▸ **Instruction**
Exclude the pictures and reproduce the remaining data exactly as written.
·····
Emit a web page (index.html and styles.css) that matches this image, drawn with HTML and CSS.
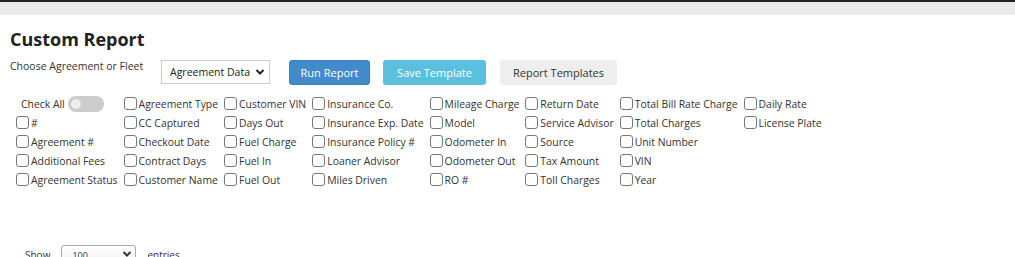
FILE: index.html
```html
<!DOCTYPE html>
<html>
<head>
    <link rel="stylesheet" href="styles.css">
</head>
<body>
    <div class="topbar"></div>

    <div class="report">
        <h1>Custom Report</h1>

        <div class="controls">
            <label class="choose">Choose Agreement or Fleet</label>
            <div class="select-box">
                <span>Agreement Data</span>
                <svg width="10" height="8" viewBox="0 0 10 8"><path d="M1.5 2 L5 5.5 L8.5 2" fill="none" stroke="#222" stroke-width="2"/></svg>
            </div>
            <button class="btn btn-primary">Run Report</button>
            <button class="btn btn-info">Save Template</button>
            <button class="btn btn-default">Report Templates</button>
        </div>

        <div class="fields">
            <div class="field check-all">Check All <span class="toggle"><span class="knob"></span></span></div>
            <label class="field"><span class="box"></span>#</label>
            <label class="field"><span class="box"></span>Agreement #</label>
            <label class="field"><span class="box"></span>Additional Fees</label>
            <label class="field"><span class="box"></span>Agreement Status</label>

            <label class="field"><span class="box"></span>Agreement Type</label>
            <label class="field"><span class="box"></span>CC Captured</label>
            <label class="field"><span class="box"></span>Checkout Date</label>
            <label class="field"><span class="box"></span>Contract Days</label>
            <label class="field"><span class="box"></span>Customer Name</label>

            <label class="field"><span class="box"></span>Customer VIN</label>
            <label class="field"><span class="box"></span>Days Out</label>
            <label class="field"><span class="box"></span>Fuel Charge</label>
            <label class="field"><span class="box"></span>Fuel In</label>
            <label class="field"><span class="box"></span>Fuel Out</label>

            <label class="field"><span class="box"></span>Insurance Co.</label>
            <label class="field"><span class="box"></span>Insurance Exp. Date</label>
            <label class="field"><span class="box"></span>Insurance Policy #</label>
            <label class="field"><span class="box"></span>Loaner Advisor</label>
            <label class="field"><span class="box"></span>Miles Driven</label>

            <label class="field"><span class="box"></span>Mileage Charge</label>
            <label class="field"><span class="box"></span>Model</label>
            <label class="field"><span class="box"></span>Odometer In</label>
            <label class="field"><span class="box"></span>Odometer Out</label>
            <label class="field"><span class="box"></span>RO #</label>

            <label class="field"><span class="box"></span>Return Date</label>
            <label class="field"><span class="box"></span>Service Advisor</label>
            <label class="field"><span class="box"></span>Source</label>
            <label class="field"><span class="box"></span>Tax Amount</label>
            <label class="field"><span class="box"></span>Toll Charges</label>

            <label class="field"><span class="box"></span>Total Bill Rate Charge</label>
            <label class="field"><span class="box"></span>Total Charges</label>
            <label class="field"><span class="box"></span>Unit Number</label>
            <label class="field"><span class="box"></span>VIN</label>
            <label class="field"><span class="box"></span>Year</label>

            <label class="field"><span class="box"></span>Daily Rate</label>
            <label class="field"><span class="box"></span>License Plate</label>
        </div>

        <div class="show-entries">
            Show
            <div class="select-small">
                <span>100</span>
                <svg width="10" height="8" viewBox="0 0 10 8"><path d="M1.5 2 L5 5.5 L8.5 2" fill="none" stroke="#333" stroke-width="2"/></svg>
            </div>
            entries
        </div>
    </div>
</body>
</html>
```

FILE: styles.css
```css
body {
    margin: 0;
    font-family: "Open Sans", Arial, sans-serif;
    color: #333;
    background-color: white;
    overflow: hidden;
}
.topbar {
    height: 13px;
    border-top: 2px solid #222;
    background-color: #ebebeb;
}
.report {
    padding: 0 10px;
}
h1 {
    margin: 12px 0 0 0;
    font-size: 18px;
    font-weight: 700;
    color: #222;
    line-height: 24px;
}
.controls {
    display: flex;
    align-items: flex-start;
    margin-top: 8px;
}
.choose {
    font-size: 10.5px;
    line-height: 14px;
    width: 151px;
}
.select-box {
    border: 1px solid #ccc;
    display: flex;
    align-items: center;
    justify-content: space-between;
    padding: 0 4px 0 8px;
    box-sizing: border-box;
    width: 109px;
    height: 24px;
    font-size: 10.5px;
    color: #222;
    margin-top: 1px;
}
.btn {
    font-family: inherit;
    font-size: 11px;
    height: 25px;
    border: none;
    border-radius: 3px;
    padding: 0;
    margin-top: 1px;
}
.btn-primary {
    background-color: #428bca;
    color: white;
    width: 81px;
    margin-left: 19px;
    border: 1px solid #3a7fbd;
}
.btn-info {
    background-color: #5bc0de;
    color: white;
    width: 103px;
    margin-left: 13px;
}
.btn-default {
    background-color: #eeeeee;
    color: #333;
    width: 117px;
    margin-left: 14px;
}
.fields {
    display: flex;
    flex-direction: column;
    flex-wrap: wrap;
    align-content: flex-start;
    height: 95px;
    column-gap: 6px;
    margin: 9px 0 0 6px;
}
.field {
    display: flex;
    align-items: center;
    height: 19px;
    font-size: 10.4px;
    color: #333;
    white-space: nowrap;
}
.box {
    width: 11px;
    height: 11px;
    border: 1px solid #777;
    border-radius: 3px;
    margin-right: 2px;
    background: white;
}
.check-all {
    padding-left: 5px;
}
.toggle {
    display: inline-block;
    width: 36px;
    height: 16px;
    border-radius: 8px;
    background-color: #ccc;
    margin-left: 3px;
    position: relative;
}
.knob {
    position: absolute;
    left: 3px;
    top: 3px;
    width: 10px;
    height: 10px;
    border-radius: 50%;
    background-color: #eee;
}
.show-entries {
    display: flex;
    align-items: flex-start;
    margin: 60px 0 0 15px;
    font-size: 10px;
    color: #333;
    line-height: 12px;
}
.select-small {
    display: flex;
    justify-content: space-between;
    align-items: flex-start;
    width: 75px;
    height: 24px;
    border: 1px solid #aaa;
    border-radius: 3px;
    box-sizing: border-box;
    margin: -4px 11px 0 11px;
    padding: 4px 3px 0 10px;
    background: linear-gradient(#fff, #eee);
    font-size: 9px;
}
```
·····
▸ **Written solution**
Emit a web page (index.html and styles.css) that matches this image, drawn with HTML and CSS.
FILE: index.html
```html
<!DOCTYPE html>
<html>
<head>
    <link rel="stylesheet" href="styles.css">
</head>
<body>
    <div class="topbar"></div>

    <div class="report">
        <h1>Custom Report</h1>

        <div class="controls">
            <label class="choose">Choose Agreement or Fleet</label>
            <div class="select-box">
                <span>Agreement Data</span>
                <svg width="10" height="8" viewBox="0 0 10 8"><path d="M1.5 2 L5 5.5 L8.5 2" fill="none" stroke="#222" stroke-width="2"/></svg>
            </div>
            <button class="btn btn-primary">Run Report</button>
            <button class="btn btn-info">Save Template</button>
            <button class="btn btn-default">Report Templates</button>
        </div>

        <div class="fields">
            <div class="field check-all">Check All <span class="toggle"><span class="knob"></span></span></div>
            <label class="field"><span class="box"></span>#</label>
            <label class="field"><span class="box"></span>Agreement #</label>
            <label class="field"><span class="box"></span>Additional Fees</label>
            <label class="field"><span class="box"></span>Agreement Status</label>

            <label class="field"><span class="box"></span>Agreement Type</label>
            <label class="field"><span class="box"></span>CC Captured</label>
            <label class="field"><span class="box"></span>Checkout Date</label>
            <label class="field"><span class="box"></span>Contract Days</label>
            <label class="field"><span class="box"></span>Customer Name</label>

            <label class="field"><span class="box"></span>Customer VIN</label>
            <label class="field"><span class="box"></span>Days Out</label>
            <label class="field"><span class="box"></span>Fuel Charge</label>
            <label class="field"><span class="box"></span>Fuel In</label>
            <label class="field"><span class="box"></span>Fuel Out</label>

            <label class="field"><span class="box"></span>Insurance Co.</label>
            <label class="field"><span class="box"></span>Insurance Exp. Date</label>
            <label class="field"><span class="box"></span>Insurance Policy #</label>
            <label class="field"><span class="box"></span>Loaner Advisor</label>
            <label class="field"><span class="box"></span>Miles Driven</label>

            <label class="field"><span class="box"></span>Mileage Charge</label>
            <label class="field"><span class="box"></span>Model</label>
            <label class="field"><span class="box"></span>Odometer In</label>
            <label class="field"><span class="box"></span>Odometer Out</label>
            <label class="field"><span class="box"></span>RO #</label>

            <label class="field"><span class="box"></span>Return Date</label>
            <label class="field"><span class="box"></span>Service Advisor</label>
            <label class="field"><span class="box"></span>Source</label>
            <label class="field"><span class="box"></span>Tax Amount</label>
            <label class="field"><span class="box"></span>Toll Charges</label>

            <label class="field"><span class="box"></span>Total Bill Rate Charge</label>
            <label class="field"><span class="box"></span>Total Charges</label>
            <label class="field"><span class="box"></span>Unit Number</label>
            <label class="field"><span class="box"></span>VIN</label>
            <label class="field"><span class="box"></span>Year</label>

            <label class="field"><span class="box"></span>Daily Rate</label>
            <label class="field"><span class="box"></span>License Plate</label>
        </div>

        <div class="show-entries">
            Show
            <div class="select-small">
                <span>100</span>
                <svg width="10" height="8" viewBox="0 0 10 8"><path d="M1.5 2 L5 5.5 L8.5 2" fill="none" stroke="#333" stroke-width="2"/></svg>
            </div>
            entries
        </div>
    </div>
</body>
</html>
```

FILE: styles.css
```css
body {
    margin: 0;
    font-family: "Open Sans", Arial, sans-serif;
    color: #333;
    background-color: white;
    overflow: hidden;
}
.topbar {
    height: 13px;
    border-top: 2px solid #222;
    background-color: #ebebeb;
}
.report {
    padding: 0 10px;
}
h1 {
    margin: 12px 0 0 0;
    font-size: 18px;
    font-weight: 700;
    color: #222;
    line-height: 24px;
}
.controls {
    display: flex;
    align-items: flex-start;
    margin-top: 8px;
}
.choose {
    font-size: 10.5px;
    line-height: 14px;
    width: 151px;
}
.select-box {
    border: 1px solid #ccc;
    display: flex;
    align-items: center;
    justify-content: space-between;
    padding: 0 4px 0 8px;
    box-sizing: border-box;
    width: 109px;
    height: 24px;
    font-size: 10.5px;
    color: #222;
    margin-top: 1px;
}
.btn {
    font-family: inherit;
    font-size: 11px;
    height: 25px;
    border: none;
    border-radius: 3px;
    padding: 0;
    margin-top: 1px;
}
.btn-primary {
    background-color: #428bca;
    color: white;
    width: 81px;
    margin-left: 19px;
    border: 1px solid #3a7fbd;
}
.btn-info {
    background-color: #5bc0de;
    color: white;
    width: 103px;
    margin-left: 13px;
}
.btn-default {
    background-color: #eeeeee;
    color: #333;
    width: 117px;
    margin-left: 14px;
}
.fields {
    display: flex;
    flex-direction: column;
    flex-wrap: wrap;
    align-content: flex-start;
    height: 95px;
    column-gap: 6px;
    margin: 9px 0 0 6px;
}
.field {
    display: flex;
    align-items: center;
    height: 19px;
    font-size: 10.4px;
    color: #333;
    white-space: nowrap;
}
.box {
    width: 11px;
    height: 11px;
    border: 1px solid #777;
    border-radius: 3px;
    margin-right: 2px;
    background: white;
}
.check-all {
    padding-left: 5px;
}
.toggle {
    display: inline-block;
    width: 36px;
    height: 16px;
    border-radius: 8px;
    background-color: #ccc;
    margin-left: 3px;
    position: relative;
}
.knob {
    position: absolute;
    left: 3px;
    top: 3px;
    width: 10px;
    height: 10px;
    border-radius: 50%;
    background-color: #eee;
}
.show-entries {
    display: flex;
    align-items: flex-start;
    margin: 60px 0 0 15px;
    font-size: 10px;
    color: #333;
    line-height: 12px;
}
.select-small {
    display: flex;
    justify-content: space-between;
    align-items: flex-start;
    width: 75px;
    height: 24px;
    border: 1px solid #aaa;
    border-radius: 3px;
    box-sizing: border-box;
    margin: -4px 11px 0 11px;
    padding: 4px 3px 0 10px;
    background: linear-gradient(#fff, #eee);
    font-size: 9px;
}
```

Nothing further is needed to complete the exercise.